“Video: A TrendMacro conversation with Michael Pettis on whether China’s stimulus can get it out of the "value trap"

Tuesday, October 22, 2024
Donald L. Luskin

It’s very far from a solution to China’s critical rebalancing challenges – but that’s not to say it won’t drive stock prices higher.

Update to Strategic View

China’s recently announced stimulus plans, much of which remain vague, will not address fundamental rebalancing challenges in the hangover following an era of astonishing growth. A number of stimulus measures are targeted at getting stock prices higher, including loans for share repurchases – and the authorities won't tolerate a conspicuous failure – so equities are likely to move higher in the intermediate term.
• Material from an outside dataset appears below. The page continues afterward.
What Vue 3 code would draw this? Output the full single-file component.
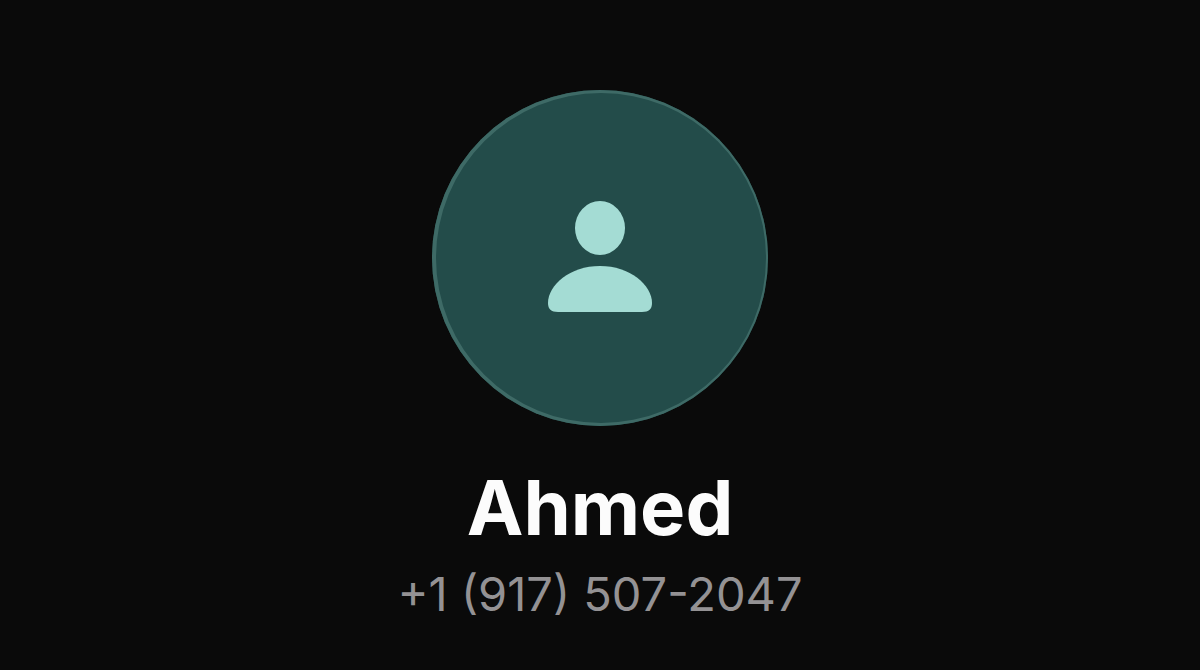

China’s growth model is similar to that of Japan, Germany and the USSR in decades past – force high savings rates to fund debt-fueled development of industrial infrastructure. But the very success of that model leads eventually to a dangerous rebalancing challenge, when the marginal investment project has negative net present value. The stimulus seems primarily designed to move China deeper into that dangerous territory by lowering interest rates, and do little to achieve the one thing that can stabilize the economy – increase the consumption share of output. Paradoxically, Chinese consumers save more and consume less when rates are lower. The consumption share of output is the lowest in the world, but it makes an outsized contribution to overall Chinese growth. So de-emphasizing it amounts to shrinking what works while enlarging what doesn’t.